Winnie whispered to Maria, tittering, ‘All
bluff, let me tell you! He doesn’t remember anything. Yesterday he happened to
be at a table near us. She said loudly to me that she had no time to waste on
worthless men, and all the time, he wasn’t even aware of her presence!’
Buoyed by a new boldness, Winnie shared her
discovery regarding the alleged royal conquest. ‘Maharajah, my foot! He was
some pretentious bum, and they met just once!’ She shared another discovery,
speaking eagerly behind a cupped hand, ‘You know what? Meeta’s a virgin, for
all her boasting about spending a secret holiday with the maharajah in a desert
palace!’
‘How do you know?’ asked Maria. Winnie,
removing the cupped hand, laughed hysterically. ‘She said so herself. But not
to me. To the great Sai Baba. In a prayer loud enough for me to hear. She said,
‘To your Holiness, I offer you the most precious gift of all, my virginity.’ ’
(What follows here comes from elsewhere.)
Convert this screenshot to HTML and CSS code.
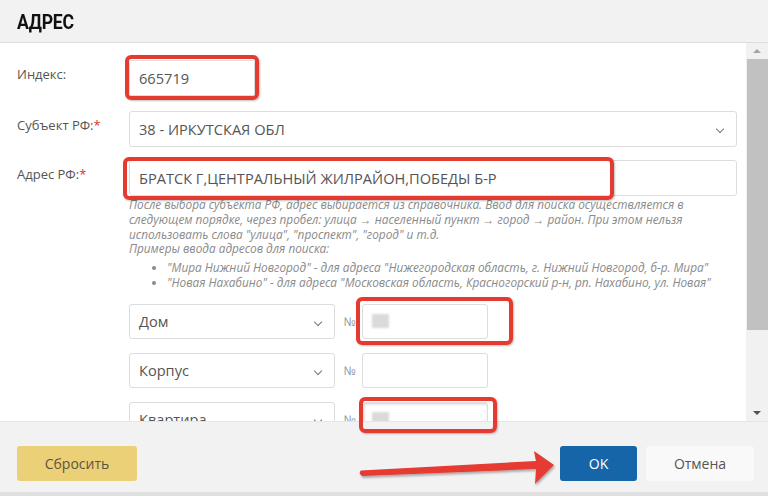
FILE: index.html
```html
<!DOCTYPE html>
<html lang="ru">
<head>
<meta charset="utf-8">
<link rel="stylesheet" href="styles.css">
</head>
<body>
<div class="dialog">
  <div class="header"><h1 class="title">АДРЕС</h1></div>
  <div class="body">
    <div class="content">
      <div class="row">
        <label class="label">Индекс:</label>
        <div class="field index-field">665719</div>
      </div>
      <div class="row row-subj">
        <label class="label">Субъект РФ:<span class="req">*</span></label>
        <div class="field select">38 - ИРКУТСКАЯ ОБЛ<span class="chev"></span></div>
      </div>
      <div class="row row-addr">
        <label class="label">Адрес РФ:<span class="req">*</span></label>
        <div class="field">БРАТСК Г,ЦЕНТРАЛЬНЫЙ ЖИЛРАЙОН,ПОБЕДЫ Б-Р</div>
      </div>
      <div class="help">
        <p class="help-text">После выбора субъекта РФ, адрес выбирается из справочника. Ввод для поиска осуществляется в следующем порядке, через пробел: улица → населенный пункт → город → район. При этом нельзя использовать слова "улица", "проспект", "город" и т.д.</p>
        <p>Примеры ввода адресов для поиска:</p>
        <ul>
          <li>"Мира Нижний Новгород" - для адреса "Нижегородская область, г. Нижний Новгород, б-р. Мира"</li>
          <li>"Новая Нахабино" - для адреса "Московская область, Красногорский р-н, рп. Нахабино, ул. Новая"</li>
        </ul>
      </div>
      <div class="sub-row">
        <div class="field select small-select">Дом<span class="chev"></span></div>
        <span class="num">№</span>
        <div class="field num-field"><span class="blur"></span></div>
      </div>
      <div class="sub-row">
        <div class="field select small-select">Корпус<span class="chev"></span></div>
        <span class="num">№</span>
        <div class="field num-field"></div>
      </div>
      <div class="sub-row">
        <div class="field select small-select">Квартира<span class="chev"></span></div>
        <span class="num">№</span>
        <div class="field num-field focused"><span class="blur"></span></div>
      </div>
    </div>
    <div class="scrollbar">
      <span class="arrow-up"></span>
      <div class="thumb"></div>
      <span class="arrow-down"></span>
    </div>
  </div>
  <div class="footer">
    <button class="btn btn-reset">Сбросить</button>
    <div class="spacer"></div>
    <button class="btn btn-ok">OK</button>
    <button class="btn btn-cancel">Отмена</button>
  </div>

  <div class="mark mark-1"></div>
  <div class="mark mark-2"></div>
  <div class="mark mark-3"></div>
  <div class="mark mark-4"></div>
  <svg class="pointer" width="768" height="496" viewBox="0 0 768 496">
    <defs>
      <filter id="sh" x="-10%" y="-50%" width="120%" height="200%">
        <feDropShadow dx="1" dy="2" stdDeviation="1.2" flood-color="#000" flood-opacity="0.3"/>
      </filter>
    </defs>
    <path d="M361 470.5 L536 461 L534 451 L554 465 L535 484 L536 469 L362 476 Q358 473 361 470.5 Z" fill="#e53a30" filter="url(#sh)"/>
  </svg>
</div>
</body>
</html>
```

FILE: styles.css
```css
* { box-sizing: border-box; }
html, body { margin: 0; padding: 0; }
body {
  font-family: "Open Sans", "Noto Sans", sans-serif;
  color: #555;
  background: #fff;
}
.dialog {
  position: relative;
  width: 768px;
  height: 496px;
  overflow: hidden;
  display: flex;
  flex-direction: column;
}
.header {
  height: 43px;
  flex: none;
  background: #f2f2f2;
  border-bottom: 1px solid #dcdcdc;
  padding-left: 17px;
  display: flex;
  align-items: center;
}
.title {
  margin: 0;
  font-family: "Roboto", sans-serif;
  font-weight: 700;
  font-size: 21px;
  color: #111;
  letter-spacing: -0.3px;
  padding-top: 1px;
  transform: scaleX(0.84);
  transform-origin: left center;
}
.body {
  height: 378px;
  flex: none;
  display: flex;
}
.content {
  flex: 1;
  overflow: hidden;
  padding: 17px 9px 0 17px;
}
.row {
  display: flex;
  align-items: flex-start;
  margin-bottom: 15px;
}
.row-subj { margin-bottom: 13px; }
.row-addr { margin-bottom: 1px; }
.label {
  width: 112px;
  flex: none;
  font-size: 13px;
  padding-top: 5px;
  color: #555;
}
.req { color: #e0302b; }
.field {
  flex: 1;
  height: 36px;
  border: 1px solid #dddddd;
  border-radius: 3px;
  background: #fff;
  font-size: 14.6px;
  color: #555;
  padding: 0 9px;
  display: flex;
  align-items: center;
  position: relative;
}
.index-field { flex: none; width: 126px; }
.select { padding-right: 30px; }
.chev {
  position: absolute;
  right: 13px;
  top: 14px;
  width: 6px;
  height: 6px;
  border-right: 1.3px solid #6d7b8a;
  border-bottom: 1.3px solid #6d7b8a;
  transform: rotate(45deg);
}
.help {
  margin-left: 112px;
  font-size: 11.8px;
  font-style: italic;
  line-height: 14.8px;
  color: #8a8a8a;
  margin-bottom: 14px;
}
.help p { margin: 0; }
.help .help-text { max-width: 562px; }
.help ul {
  margin: 4px 0 0;
  padding-left: 38px;
}
.sub-row {
  display: flex;
  align-items: center;
  margin-left: 112px;
  margin-bottom: 14px;
}
.sub-row .field { height: 35px; }
.small-select { flex: none; width: 206px; }
.num {
  width: 27px;
  text-align: center;
  font-size: 12px;
  color: #8a96a3;
  flex: none;
  padding-left: 2px;
}
.sub-row .num-field { flex: none; width: 126px; }
.focused { box-shadow: inset 1px 1px 3px rgba(0,0,0,0.2); }
.blur {
  display: block;
  width: 17px;
  height: 14px;
  background: #dadada;
  filter: blur(1px);
}
.scrollbar {
  width: 22px;
  flex: none;
  background: #f1f1f1;
  position: relative;
  display: flex;
  flex-direction: column;
  align-items: stretch;
}
.arrow-up, .arrow-down {
  height: 16px;
  position: relative;
}
.arrow-up::after, .arrow-down::after {
  content: "";
  position: absolute;
  left: 50%;
  top: 6px;
  transform: translateX(-50%);
  border-left: 4px solid transparent;
  border-right: 4px solid transparent;
}
.arrow-up::after { border-bottom: 4px solid #a3a3a3; }
.arrow-down { margin-top: auto; }
.arrow-down::after { border-top: 4px solid #505050; }
.thumb {
  height: 271px;
  margin-left: 1px;
  background: #c1c1c1;
}
.footer {
  flex: 1;
  background: #f2f2f2;
  border-top: 1px solid #e6e6e6;
  border-bottom: 4px solid #e0e0e0;
  display: flex;
  align-items: flex-start;
  padding: 24px 14px 0 17px;
  gap: 9px;
}
.spacer { flex: 1; }
.btn {
  height: 35px;
  border: none;
  border-radius: 3px;
  font-family: "Open Sans", sans-serif;
  font-size: 14px;
  cursor: pointer;
}
.btn-reset {
  width: 120px;
  background: #ecd077;
  color: #5b5440;
}
.btn-ok {
  width: 77px;
  background: #1565a8;
  color: #fff;
}
.btn-cancel {
  width: 108px;
  background: #f9f9f9;
  color: #555;
}
.mark {
  position: absolute;
  border: 4px solid #e53a30;
  border-radius: 6px;
  box-shadow: 1px 1px 2px rgba(0,0,0,0.25);
}
.mark-1 { left: 125px; top: 55px; width: 134px; height: 45px; }
.mark-2 { left: 123px; top: 157px; width: 491px; height: 43px; }
.mark-3 { left: 356px; top: 297px; width: 157px; height: 48px; }
.mark-4 { left: 359px; top: 397px; width: 138px; height: 36px; }
.pointer {
  position: absolute;
  left: 0;
  top: 0;
  pointer-events: none;
}
```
Maria, in the privacy of her room, laughed
so much she had to cover her mouth with her pillow in case her mother heard. If
she wrote comedy, she had the perfect raw material: three modern women coping
with their virginity, Winnie offering hers on a platter; Meeta variously
claiming she had joyously lost it to a mortal and solemnly offered it to a
god-man; herself wondering about whether, should her time come, the experience
would live up to the breathtaking expectations of romantic novels, or even of
Victorian ones, where its loss was signified by a row of coy asterisks. An
asset and a prize in the days of their mothers and grandmothers, it had become
an ambiguous symbol in a society that was still traditional while claiming
modernity. Among the expectations of the men who took part in the
government-initiated matchmaking exercise, virginity could still rank high.
Meeta had discovered, quite by accident,
that a student at Palm Secondary had the same unusual surname as Byron, and
found out that she was his niece. ‘You mark my words,’ said Winnie, secretly
gratified that the intimidating Meeta was in the same sad boat of rejection as
herself, ‘she’ll try to befriend the student to find out more about him.’
Maria thought, no, I couldn’t handle the
complexities of this man-woman thing. They brought out the worst in her
girlfriends and would wreak havoc in her peaceful life. Meeta and Winnie with
their obsessions about love were quarrelsome and unreasonable; divested of
them, they could be such delightful company. The social grapevine was full of
tales of rich society women who were so lonely they could not see through the
machinations of their young escorts, not even after they were cleaned out of
their money. Men and women, whether gawky teenagers or matured adults, whether
in their first experience of life or on its last lap, hankered after love and
fed on an endless stream of encouragement from the entertainment media,
listening to the soulful songs of men who cried out that they couldn’t bear to
sleep alone, of women who said they waited for the phone call that never came.